*Records for processing*.
[START]

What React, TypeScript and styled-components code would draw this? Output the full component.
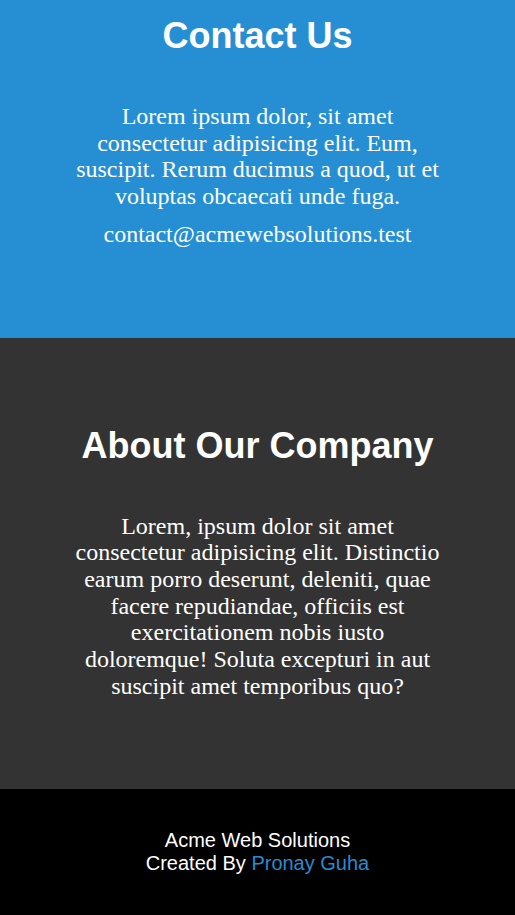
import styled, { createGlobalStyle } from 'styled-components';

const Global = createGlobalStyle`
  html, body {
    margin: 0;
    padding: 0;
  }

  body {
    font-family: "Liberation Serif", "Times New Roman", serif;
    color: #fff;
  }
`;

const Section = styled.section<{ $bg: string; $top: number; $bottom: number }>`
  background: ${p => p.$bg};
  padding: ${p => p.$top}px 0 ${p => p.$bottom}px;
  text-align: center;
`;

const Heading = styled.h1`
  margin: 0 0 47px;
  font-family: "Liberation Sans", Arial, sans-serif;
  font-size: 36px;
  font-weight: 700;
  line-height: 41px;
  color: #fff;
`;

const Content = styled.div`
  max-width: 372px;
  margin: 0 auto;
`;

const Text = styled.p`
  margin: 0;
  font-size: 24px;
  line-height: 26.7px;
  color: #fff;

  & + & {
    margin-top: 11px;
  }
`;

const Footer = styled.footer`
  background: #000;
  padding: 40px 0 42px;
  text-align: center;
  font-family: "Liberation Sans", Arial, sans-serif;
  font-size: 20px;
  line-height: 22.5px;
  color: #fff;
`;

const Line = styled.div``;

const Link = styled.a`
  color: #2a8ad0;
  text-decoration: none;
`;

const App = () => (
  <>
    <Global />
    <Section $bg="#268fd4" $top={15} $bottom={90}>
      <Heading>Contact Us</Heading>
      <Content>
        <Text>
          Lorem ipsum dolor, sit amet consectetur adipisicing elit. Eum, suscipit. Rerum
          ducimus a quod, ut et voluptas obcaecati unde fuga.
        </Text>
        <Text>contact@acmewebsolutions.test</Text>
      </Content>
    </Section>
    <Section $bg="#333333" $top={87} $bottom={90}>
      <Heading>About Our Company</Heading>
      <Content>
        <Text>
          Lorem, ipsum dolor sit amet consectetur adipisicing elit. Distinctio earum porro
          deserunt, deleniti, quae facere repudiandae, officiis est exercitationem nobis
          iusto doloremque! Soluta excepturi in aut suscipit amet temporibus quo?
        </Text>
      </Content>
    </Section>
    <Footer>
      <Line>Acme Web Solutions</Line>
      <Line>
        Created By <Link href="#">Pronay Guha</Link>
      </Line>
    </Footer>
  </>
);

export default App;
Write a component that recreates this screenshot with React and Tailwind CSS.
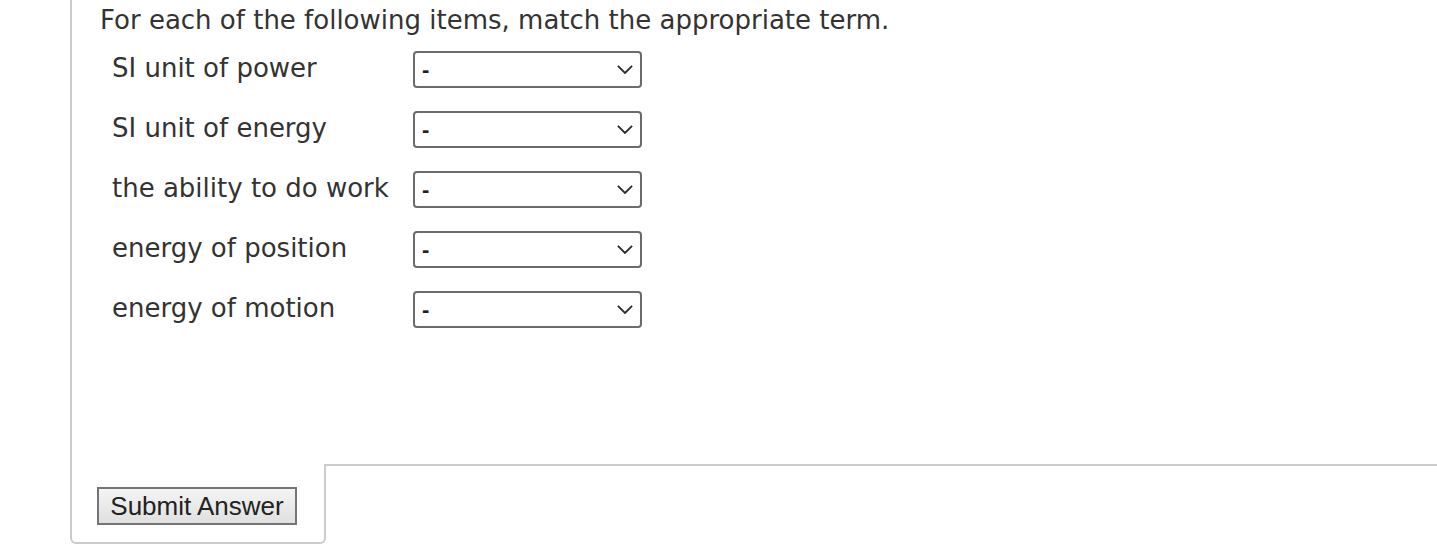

[END]

The records above must be printed exactly; the pictures stay out.

*Solution to this task*.
What React, TypeScript and styled-components code would draw this? Output the full component.
import styled, { createGlobalStyle } from 'styled-components';

const Global = createGlobalStyle`
  html, body {
    margin: 0;
    padding: 0;
  }

  body {
    font-family: "Liberation Serif", "Times New Roman", serif;
    color: #fff;
  }
`;

const Section = styled.section<{ $bg: string; $top: number; $bottom: number }>`
  background: ${p => p.$bg};
  padding: ${p => p.$top}px 0 ${p => p.$bottom}px;
  text-align: center;
`;

const Heading = styled.h1`
  margin: 0 0 47px;
  font-family: "Liberation Sans", Arial, sans-serif;
  font-size: 36px;
  font-weight: 700;
  line-height: 41px;
  color: #fff;
`;

const Content = styled.div`
  max-width: 372px;
  margin: 0 auto;
`;

const Text = styled.p`
  margin: 0;
  font-size: 24px;
  line-height: 26.7px;
  color: #fff;

  & + & {
    margin-top: 11px;
  }
`;

const Footer = styled.footer`
  background: #000;
  padding: 40px 0 42px;
  text-align: center;
  font-family: "Liberation Sans", Arial, sans-serif;
  font-size: 20px;
  line-height: 22.5px;
  color: #fff;
`;

const Line = styled.div``;

const Link = styled.a`
  color: #2a8ad0;
  text-decoration: none;
`;

const App = () => (
  <>
    <Global />
    <Section $bg="#268fd4" $top={15} $bottom={90}>
      <Heading>Contact Us</Heading>
      <Content>
        <Text>
          Lorem ipsum dolor, sit amet consectetur adipisicing elit. Eum, suscipit. Rerum
          ducimus a quod, ut et voluptas obcaecati unde fuga.
        </Text>
        <Text>contact@acmewebsolutions.test</Text>
      </Content>
    </Section>
    <Section $bg="#333333" $top={87} $bottom={90}>
      <Heading>About Our Company</Heading>
      <Content>
        <Text>
          Lorem, ipsum dolor sit amet consectetur adipisicing elit. Distinctio earum porro
          deserunt, deleniti, quae facere repudiandae, officiis est exercitationem nobis
          iusto doloremque! Soluta excepturi in aut suscipit amet temporibus quo?
        </Text>
      </Content>
    </Section>
    <Footer>
      <Line>Acme Web Solutions</Line>
      <Line>
        Created By <Link href="#">Pronay Guha</Link>
      </Line>
    </Footer>
  </>
);

export default App;
Write a component that recreates this screenshot with React and Tailwind CSS.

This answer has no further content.